- **DATASET EXTRACT**:
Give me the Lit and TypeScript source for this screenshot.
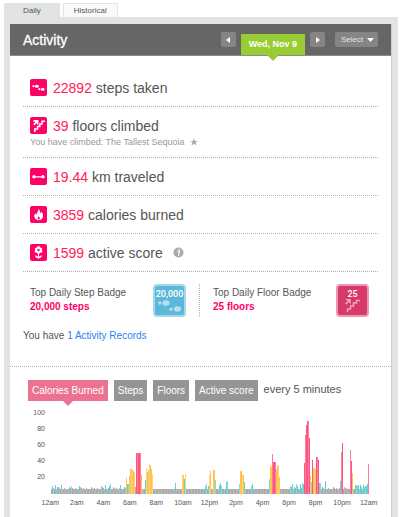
import { LitElement, html, svg, css } from "lit";
import { customElement, state } from "lit/decorators.js";
import { classMap } from "lit/directives/class-map.js";

const PLOT_START = 50;
const PLOT_WIDTH = 320;
const PLOT_HEIGHT = 89;

type Level = "idle" | "light" | "fair" | "very";
type Bar = [x: number, height: number, level: Level];

const LIGHT: [number, number][] = [
  [52, 8], [55, 9], [57, 7], [61, 9], [71, 8], [79, 8], [101, 8], [105, 9], [109, 8], [110, 10], [120, 9],
  [127, 10], [128, 10], [145, 14], [175, 11], [184, 15], [205, 8], [206, 10], [208, 8], [215, 14],
  [219, 9], [220, 11], [221, 8], [226, 12], [227, 13], [239, 10], [244, 12], [251, 8], [252, 10],
  [269, 15], [290, 8], [291, 7], [292, 10], [294, 7], [296, 10], [297, 8], [300, 10], [302, 11], [303, 10],
  [311, 12], [319, 11], [320, 11], [325, 13], [340, 13], [355, 9], [356, 9], [357, 8], [358, 9],
  [360, 9], [361, 7], [363, 9], [364, 7], [365, 8], [366, 8], [367, 10],
];
const FAIR: [number, number][] = [
  [126, 16], [129, 18], [130, 25], [131, 25], [132, 25], [133, 23], [134, 22], [141, 19], [146, 26],
  [147, 22], [148, 24], [149, 30], [150, 29], [151, 25], [152, 20], [182, 19], [183, 19], [185, 20],
  [209, 19], [210, 23], [213, 24], [214, 24], [240, 23], [241, 23], [242, 19], [243, 19], [270, 28],
  [271, 27], [276, 25], [277, 28], [278, 29], [279, 17], [310, 18], [313, 26], [314, 26], [315, 25], [352, 21],
];
const VERY: [number, number][] = [
  [136, 41], [137, 41], [138, 41], [139, 41], [140, 41], [272, 40], [273, 32], [274, 32], [275, 32],
  [304, 31], [305, 59], [306, 69], [307, 73], [308, 73], [309, 56], [312, 34], [316, 37], [317, 37],
  [318, 34], [341, 42], [342, 51], [350, 44], [351, 33], [368, 30],
];
const IDLE_PATTERN = [6, 5, 7, 5, 5, 6, 5, 5, 5, 6, 5];

function buildBars(): Bar[] {
  const bars: Bar[] = [];
  for (let i = 1; i < PLOT_WIDTH - 1; i++) {
    const calm = i > 104 && i < 240;
    bars.push([i, calm ? 5 : IDLE_PATTERN[(i * 3) % IDLE_PATTERN.length], "idle"]);
  }
  const add = (list: [number, number][], level: Level) =>
    list.forEach(([x, h]) => {
      bars[x - PLOT_START - 1] = [x - PLOT_START, h, level];
    });
  add(LIGHT, "light");
  add(FAIR, "fair");
  add(VERY, "very");
  return bars;
}

const ICONS: Record<string, unknown> = {
  steps: svg`<ellipse cx="6.800" cy="7.200" rx="2" ry="1.500"/><circle cx="3.500" cy="7.200" r="1.100"/>
    <ellipse cx="12.700" cy="10.300" rx="1.800" ry="1.500"/><circle cx="9.300" cy="10.200" r="1.100"/>`,
  floors: svg`<path d="M4.800 15V12H7.500V9.500H9.800V7H12V4.300H15" fill="none" stroke="currentColor" stroke-width="1.500"/>
    <path d="M3.500 3H8.500V7.500H7V5.800L4.500 8.300L3.300 7.200L5.700 4.700H3.500Z" fill="currentColor"/>`,
  distance: svg`<circle cx="4" cy="8.800" r="1.700"/><circle cx="13" cy="8.800" r="1.700"/><path d="M4 8.200H13V9.400H4Z"/>`,
  calories: svg`<path d="M8.300 2.800C10.500 4.500 9.600 6.300 10.700 7.300C11.300 6.900 11.400 6.200 11.200 5.500C13 7 13.500 9.300 12.700 11.300C12 13.200 10.600 14.200 8.600 14.200C6.200 14.200 4.300 12.600 4.300 10.300C4.300 8.900 4.800 8 5.500 7.300C5.700 8.100 6 8.500 6.600 8.700C6.800 6.300 8.800 5.600 8.300 2.800Z"/>
    <path class="hole" d="M8.700 10.300C9.700 11.300 10 12 9.700 12.900C9.400 13.600 8 13.600 7.700 12.800C7.300 12 8.400 11.500 8.700 10.300Z"/>`,
  score: svg`<circle cx="8.500" cy="3.600" r="1.500"/><circle cx="10.700" cy="4.900" r="1.500"/><circle cx="10.700" cy="7.200" r="1.500"/>
    <circle cx="8.500" cy="8.400" r="1.500"/><circle cx="6.300" cy="7.200" r="1.500"/><circle cx="6.300" cy="4.900" r="1.500"/>
    <circle cx="8.500" cy="6" r="2"/><circle class="hole" cx="8.500" cy="6" r="1.200"/>
    <path d="M8 9H9V14.500H8Z"/><path d="M8.500 14.200C6.500 14.300 5.300 13.200 5 11.500C7 11.300 8.200 12.300 8.500 14.200ZM8.500 14.200C10.500 14.300 11.700 13.200 12 11.500C10 11.300 8.800 12.300 8.500 14.200Z"/>`,
};

const STATS = [
  { icon: "steps", value: "22892", label: "steps taken" },
  { icon: "floors", value: "39", label: "floors climbed", note: "You have climbed: The Tallest Sequoia" },
  { icon: "distance", value: "19.44", label: "km traveled" },
  { icon: "calories", value: "3859", label: "calories burned" },
  { icon: "score", value: "1599", label: "active score", info: true },
];

@customElement("activity-chart")
export class ActivityChart extends LitElement {
  private bars = buildBars();

  static styles = css`
    :host { display: block; color: #555; font-size: 7px; }
    .body { display: flex; padding: 0 21px 0 18px; }
    .scale { display: flex; flex-direction: column; width: 17px; margin-right: 5px; text-align: right; line-height: 16px; }
    .plot { display: block; flex: 1; min-width: 0; height: 89px; }
    .hours { display: flex; padding: 1px 9px 0 27px; line-height: 16px; }
    .hour { flex: 1; width: 0; text-align: center; white-space: nowrap; }
    .idle { fill: #acacac; }
    .light { fill: #66d0d0; }
    .fair { fill: #ffc34f; }
    .very { fill: #ff5580; }
    .idle.alt { fill: #bbb; }
    .light.alt { fill: #84dada; }
    .fair.alt { fill: #ffd27a; }
    .very.alt { fill: #ff7c9d; }
  `;

  render() {
    return html`
      <div class="body">
        <div class="scale">${[100, 80, 60, 40, 20].map((n) => html`<span>${n}</span>`)}</div>
        <svg class="plot" viewBox="0 0 ${PLOT_WIDTH} ${PLOT_HEIGHT}" preserveAspectRatio="none" role="img" aria-label="Calories burned every 5 minutes">
          ${this.bars.map(
            ([x, h, level]) =>
              svg`<rect class="${level} ${x % 3 === 0 ? "alt" : ""}" x=${x} y=${PLOT_HEIGHT - h} width="1" height=${h} />`
          )}
        </svg>
      </div>
      <div class="hours">
        ${["12am", "2am", "4am", "6am", "8am", "10am", "12pm", "2pm", "4pm", "6pm", "8pm", "10pm", "12am"].map(
          (t) => html`<span class="hour">${t}</span>`
        )}
      </div>
    `;
  }
}

@customElement("app-root")
export class AppRoot extends LitElement {
  @state() private metric = "Calories Burned";

  static styles = css`
    :host { display: flex; flex-direction: column; box-sizing: border-box; min-height: 100vh; padding: 3px 2px 0 4px; background: #fff; color: #555; font-family: "Liberation Sans", Arial, sans-serif; font-size: 10px; line-height: 14px; }
    button, select { margin: 0; border: 0; padding: 0; font: inherit; color: inherit; cursor: pointer; }
    .tabs { display: flex; gap: 3px; }
    .tab { height: 14px; padding: 0 10px; background: #fafafa; border: 1px solid #e1e4e3; border-bottom: 0; font-size: 8px; line-height: 12px; }
    .tab.current { background: #e1e4e3; padding: 0 18px; }
    .frame { flex: 1; display: flex; flex-direction: column; padding: 7px 6px 0; background: #e1e4e3; }
    .panel { flex: 1; background: #fff; border-right: 1px solid #cfd2d1; }
    .head { display: flex; align-items: center; height: 32px; box-sizing: border-box; padding: 0 13px; background: #666; border-bottom: 1px solid #8a8a8a; color: #fff; }
    .title { flex: 1; margin: 0; font-size: 14px; font-weight: 400; -webkit-text-stroke: 0.3px; }
    .step { display: flex; align-items: center; justify-content: center; width: 15px; height: 15px; border-radius: 2px; background: #858585; color: #fff; }
    .date { position: relative; align-self: flex-end; height: 21px; margin: 0 5px; padding: 0 8px; background: #9c3; font-size: 9px; font-weight: 700; line-height: 21px; }
    .date::after, .chip.current::after { content: ""; position: absolute; top: 100%; left: 50%; margin-left: -6px; border: 6px solid transparent; border-bottom: 0; border-top-color: #9c3; }
    .picker { display: grid; align-items: center; width: 43px; margin-left: 10px; border-radius: 2px; background: #858585; color: #e4e4e4; }
    .choice { grid-area: 1 / 1; appearance: none; height: 15px; padding: 0 6px; background: none; font-size: 8px; }
    .caret { grid-area: 1 / 1; justify-self: end; margin-right: 4px; pointer-events: none; }
    .content { padding: 13px 13px 0; }
    .stat { padding: 9px 7px; border-bottom: 1px dotted #b0b0b0; }
    .line { display: flex; align-items: center; height: 19px; gap: 6px; font-size: 14px; white-space: nowrap; }
    .icon { width: 17px; height: 17px; border-radius: 2px; background: #ff0066; color: #fff; fill: #fff; }
    .hole { fill: #ff0066; }
    .value { color: #ff2255; }
    .note { display: flex; align-items: center; gap: 6px; height: 13px; margin: 0; color: #999; font-size: 9px; }
    .info { margin-left: 4px; }
    .badges { display: flex; margin-top: 12px; }
    .badge { display: flex; flex: 1; justify-content: space-between; padding: 0 9px 0 13px; }
    .badge:first-child { flex: 0 0 156px; padding: 0 13px 0 7px; border-right: 1px dotted #b0b0b0; }
    .badge-text { margin: 0; padding-top: 2px; }
    .badge-value { display: block; color: #ff0066; font-weight: 700; }
    .badge-art { width: 33px; height: 33px; }
    .badge-num { fill: #fff; font-family: Roboto, sans-serif; font-weight: 500; font-size: 9px; text-anchor: middle; }
    .records { margin: 12px 0 0; }
    .link { color: #2a85f0; text-decoration: none; }
    .chart { margin-top: 23px; border-top: 1px dotted #b0b0b0; }
    .chips { display: flex; gap: 6px; padding: 13px 18px 4px; }
    .chip { position: relative; height: 21px; padding: 0 4px; background: #959595; color: #fff; font-size: 10px; line-height: 21px; white-space: nowrap; }
    .chip.current { background: #ec7292; }
    .chip.current::after { margin-left: -5px; border-width: 5px; border-bottom: 0; border-top-color: #ec7292; }
    .every { padding-top: 2px; font-size: 11px; white-space: nowrap; }
  `;

  private renderStat(s: (typeof STATS)[number]) {
    return html`<div class="stat">
      <div class="line">
        <svg class="icon" viewBox="0 0 17 17" aria-hidden="true">${ICONS[s.icon]}</svg>
        <span><span class="value">${s.value}</span> ${s.label}</span>
        ${s.info
          ? html`<svg class="info" width="11" height="11" viewBox="0 0 11 11" aria-label="Info"><circle cx="5.500" cy="5.500" r="5" fill="#aaa"/><circle cx="6.200" cy="2.800" r="0.900" fill="#fff"/><path d="M4.300 4.500H6.400L5.600 8.200H6.300" fill="none" stroke="#fff" stroke-width="1.100"/></svg>`
          : ""}
      </div>
      ${s.note
        ? html`<p class="note">${s.note}<svg width="8" height="8" viewBox="0 0 8 8" aria-hidden="true"><path fill="#aaa" d="M4 0.300L5 2.900H7.800L5.600 4.600L6.400 7.400L4 5.700L1.600 7.400L2.400 4.600L0.200 2.900H3Z"/></svg></p>`
        : ""}
    </div>`;
  }

  render() {
    return html`
      <nav class="tabs">
        <button class="tab current">Daily</button>
        <button class="tab">Historical</button>
      </nav>
      <div class="frame">
        <main class="panel">
          <header class="head">
            <h1 class="title">Activity</h1>
            <button class="step" aria-label="Previous day"><svg width="4" height="6" viewBox="0 0 4 6"><path fill="#fff" d="M4 0V6L0 3Z"/></svg></button>
            <button class="date">Wed, Nov 9</button>
            <button class="step" aria-label="Next day"><svg width="4" height="6" viewBox="0 0 4 6"><path fill="#fff" d="M0 0V6L4 3Z"/></svg></button>
            <div class="picker">
              <select class="choice" aria-label="Select period"><option>Select</option></select>
              <svg class="caret" width="7" height="4" viewBox="0 0 7 4"><path fill="#fff" d="M0 0H7L3.500 4Z"/></svg>
            </div>
          </header>
          <section class="content">
            ${STATS.map((s) => this.renderStat(s))}
            <div class="badges">
              <div class="badge">
                <p class="badge-text">Top Daily Step Badge<span class="badge-value">20,000 steps</span></p>
                <svg class="badge-art" viewBox="0 0 33 33">
                  <rect x="1" y="1" width="31" height="31" rx="3" fill="#5bb8da" stroke="#a5d9ea" stroke-width="2"/>
                  <text class="badge-num" x="16.500" y="13">20,000</text>
                  <g fill="#b3e0ef"><circle cx="6.800" cy="19" r="1.700"/><ellipse cx="13" cy="19" rx="3.700" ry="2.700"/><circle cx="18" cy="25.200" r="1.700"/><ellipse cx="24.500" cy="25" rx="3.700" ry="2.700"/></g>
                </svg>
              </div>
              <div class="badge">
                <p class="badge-text">Top Daily Floor Badge<span class="badge-value">25 floors</span></p>
                <svg class="badge-art" viewBox="0 0 33 33">
                  <rect x="1" y="1" width="31" height="31" rx="3" fill="#d63a6a" stroke="#ef97b2" stroke-width="2"/>
                  <text class="badge-num" x="16.500" y="13">25</text>
                  <g fill="none" stroke="#f2a6bd" stroke-width="1.500"><path d="M11.500 28V25H14.500V22H17.500V19H20.500V16.500H24"/><path d="M10 15.800H14V19.500M14 15.800L9.500 20.300"/></g>
                </svg>
              </div>
            </div>
            <p class="records">You have <a class="link" href="#records">1 Activity Records</a></p>
          </section>
          <section class="chart">
            <div class="chips">
              ${["Calories Burned", "Steps", "Floors", "Active score"].map(
                (m) => html`<button class=${classMap({ chip: true, current: m === this.metric })} @click=${() => (this.metric = m)}>${m}</button>`
              )}
              <span class="every">every 5 minutes</span>
            </div>
            <activity-chart></activity-chart>
          </section>
        </main>
      </div>
    `;
  }
}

- **WHAT IS EXPECTED**: From the opening line of the listing above through the line bearing "type Bar = [x: number, height: number, level: Level];", repeat each line exactly. Drop every picture.

- **FULL ANSWER**:
Give me the Lit and TypeScript source for this screenshot.
import { LitElement, html, svg, css } from "lit";
import { customElement, state } from "lit/decorators.js";
import { classMap } from "lit/directives/class-map.js";

const PLOT_START = 50;
const PLOT_WIDTH = 320;
const PLOT_HEIGHT = 89;

type Level = "idle" | "light" | "fair" | "very";
type Bar = [x: number, height: number, level: Level];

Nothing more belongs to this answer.